Dr. Herman juga menyoroti lemahnya peran operator pelabuhan, yakni PT Pelindo Cabang Pontianak, yang dinilai tidak maksimal dalam pengelolaan dan pengembangan pelabuhan.

“Manajemen Pelindo justru terkesan lebih fokus mengutamakan anak perusahaan untuk mendominasi penyediaan jasa bongkar muat, bukan memperbaiki layanan pelabuhan secara keseluruhan,” ujarnya kritis.

Lebih jauh, Dr. Herman menyatakan bahwa pembenahan Pelabuhan Kijing seharusnya menjadi prioritas dibandingkan dengan mengejar status Bandara Supadio menjadi bandara internasional.

“Apa gunanya bandara internasional jika ekspor utama kita justru tidak bisa dilakukan dari pelabuhan sendiri?
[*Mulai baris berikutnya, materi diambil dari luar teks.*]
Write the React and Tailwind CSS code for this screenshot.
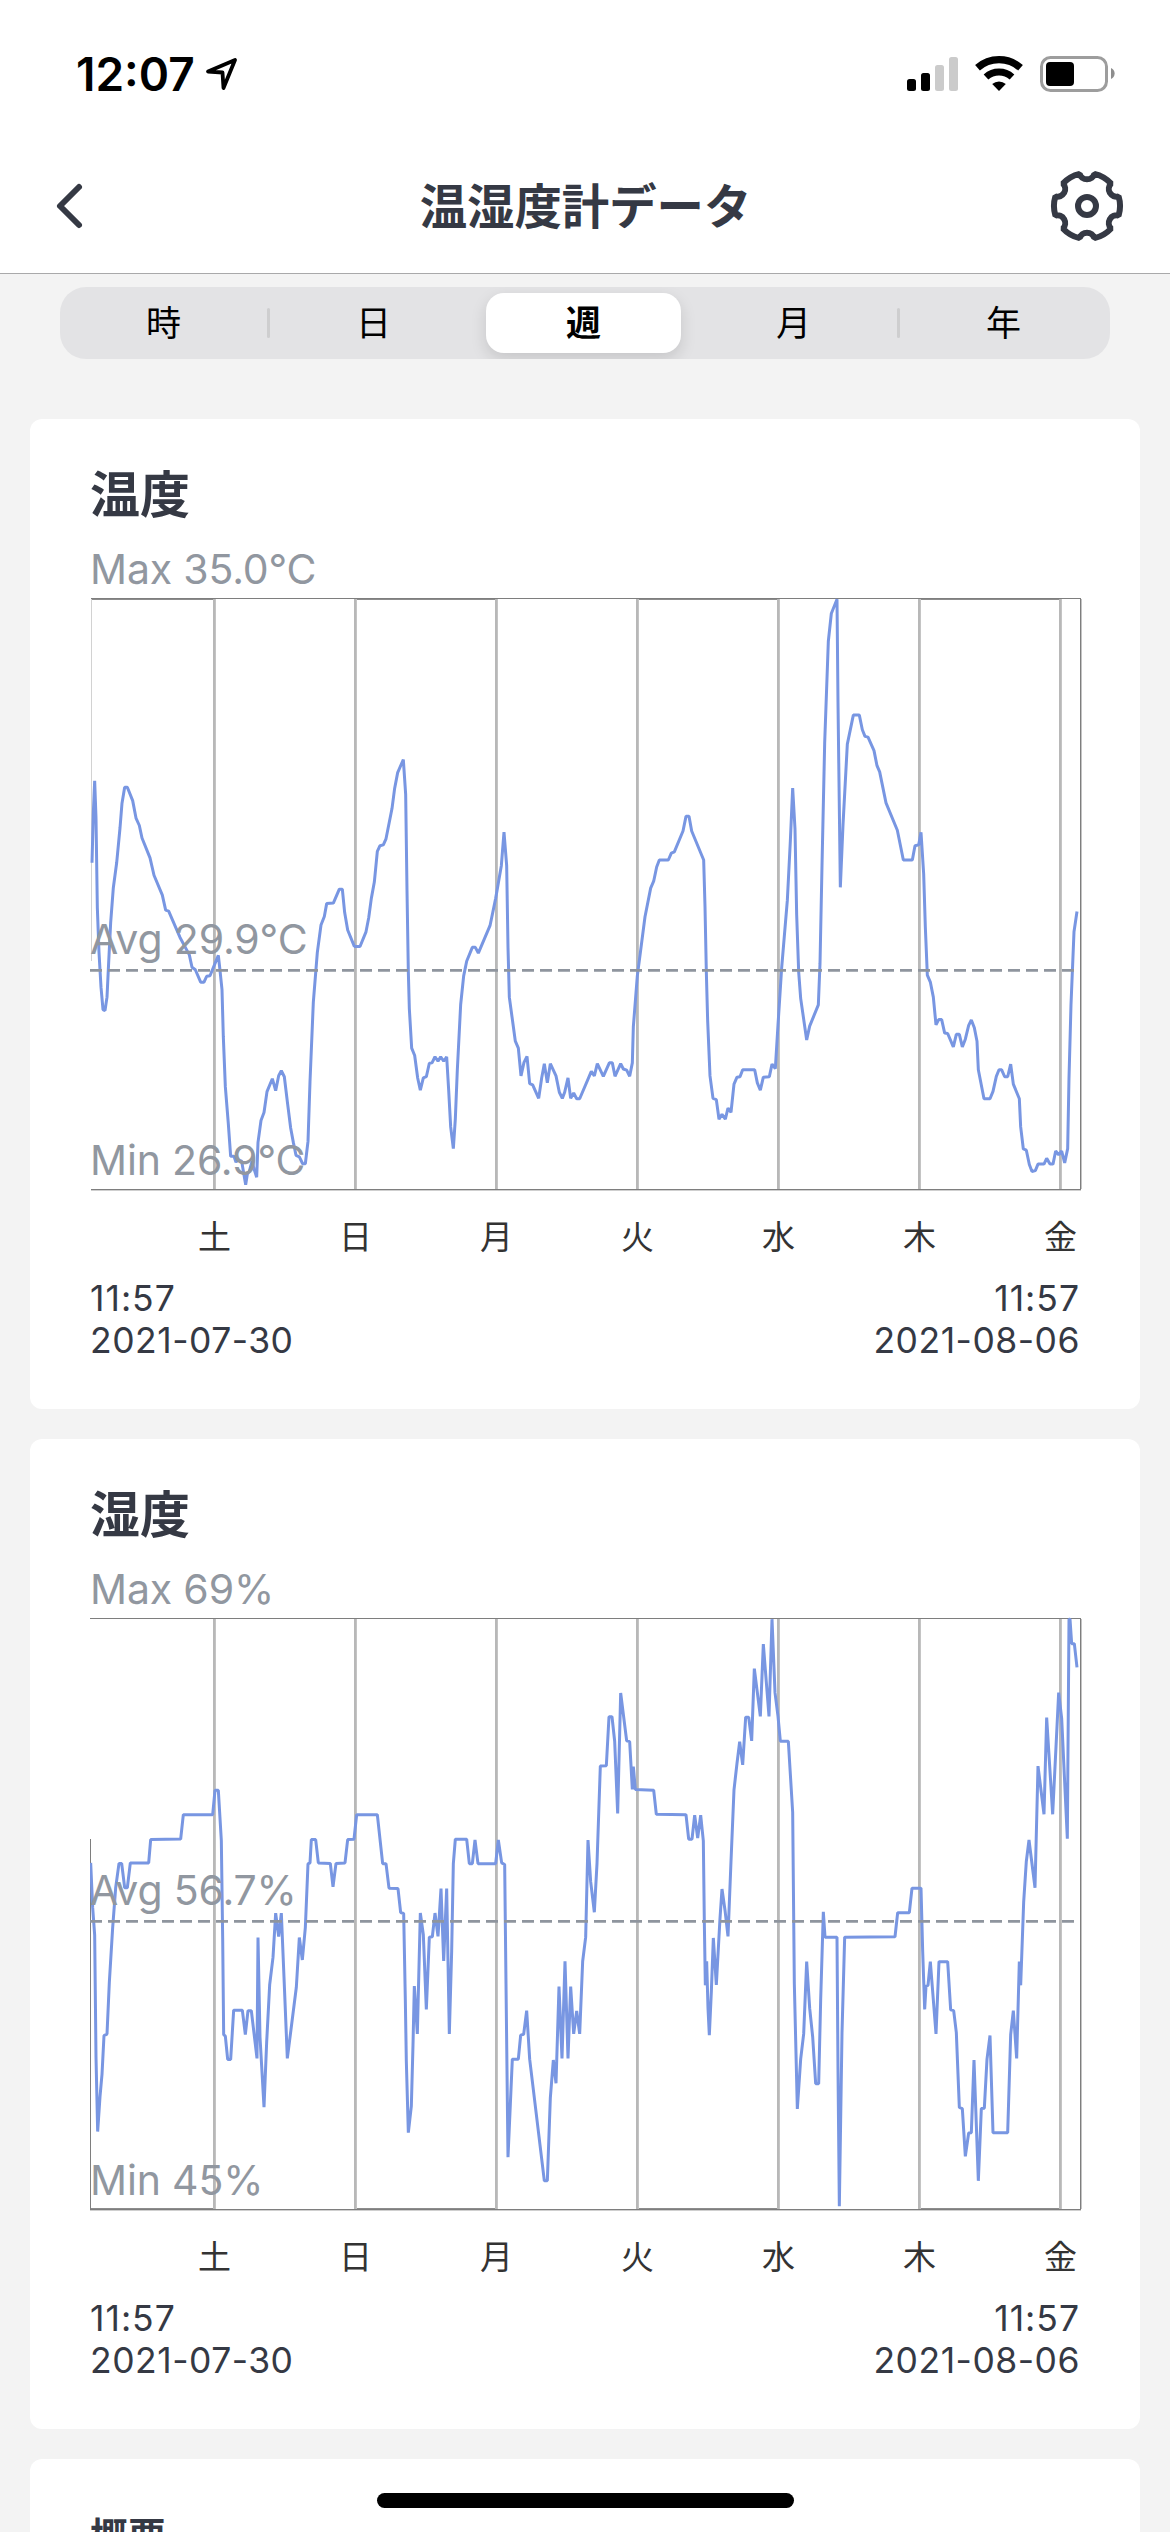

Kita kehilangan potensi fiskal yang sangat besar dan memperlemah daya saing komoditas Kalbar di pasar global,” tandasnya.

Pelabuhan Kijing sejatinya diharapkan menjadi pusat logistik Kalbar dan menjadi hub ekspor strategis yang akan memperkuat posisi Kalbar di jalur perdagangan internasional. Namun, tanpa komitmen dan langkah konkret dari pemerintah pusat, daerah, dan operator pelabuhan, potensi besar ini akan terus terbuang percuma.